Appellant asserts that the judgment of June 7, 1974, was not a final judgment in that after setting aside the conveyances of certain described community property from Jody Martin Parr to Bonnie M. White, the judgment provides that the property shall be subject to orders of the court in the divorce action (Cause No. 8705) as well as that of the receivership (Cause No. 8716). This contention is without merit. The finality of a judgment that settles all the rights of the parties in controversy is not affected by the fact that further proceedings may be required to carry the judgment into full effect. Dunn v. Dunn, 439 S.W.2d 830 (Tex.1969); Ferguson v. Ferguson, 161 Tex. 184, 338 S.W.2d 945 (1960); Hargrove v. Insurance Inv. Corporation, 142 Tex. 111, 176 S.W.2d 744 (1944).
A divorce suit was then pending and the disposition of the community estate was properly before that court. Tex.Family Code Ann. § 3.63 (1975). Accordingly, the community property was subject to orders of the court in the divorce suit irrespective of provisions of the judgment in Cause No.

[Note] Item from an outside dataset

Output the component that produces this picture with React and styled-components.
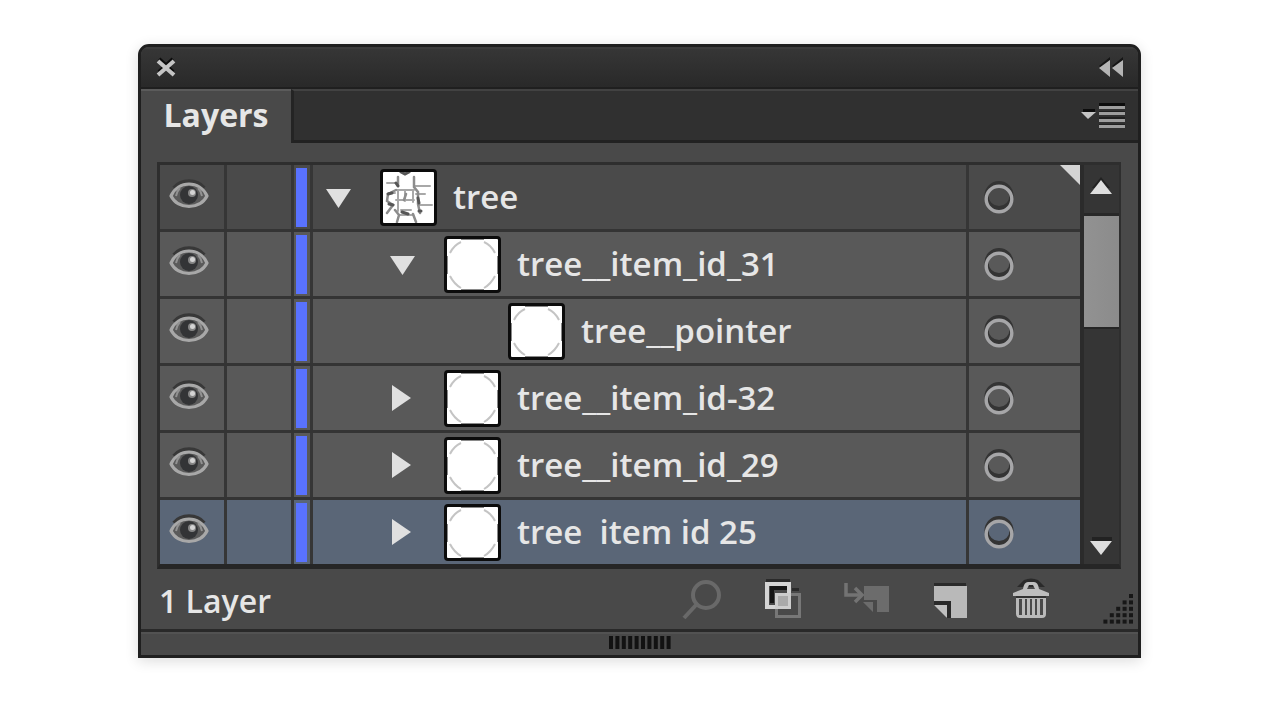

Our next question is what should be our judgment in this matter. It necessarily follows that since no appeal was taken from the final judgment of June 7,1974, the trial court was without authority to enter its order of April 22, 1975, setting this cause for hearing on August 11, 1975. Likewise, the court was without authority to enter the order of August 13,1975. Nothing was properly before the court at that time; accordingly, such orders are a nullity. All that is properly before us at this time is an appeal from the order of August 13, 1975. We do not have either a direct appeal or even a collateral attack on the judgment of June 7, 1974; therefore, we do not consider the jurisdiction of the trial court over the matters there in controversy. We conclude that our judgment should be to reverse and set aside the order of August 13,1975. The costs of this proceeding are taxed against appellee.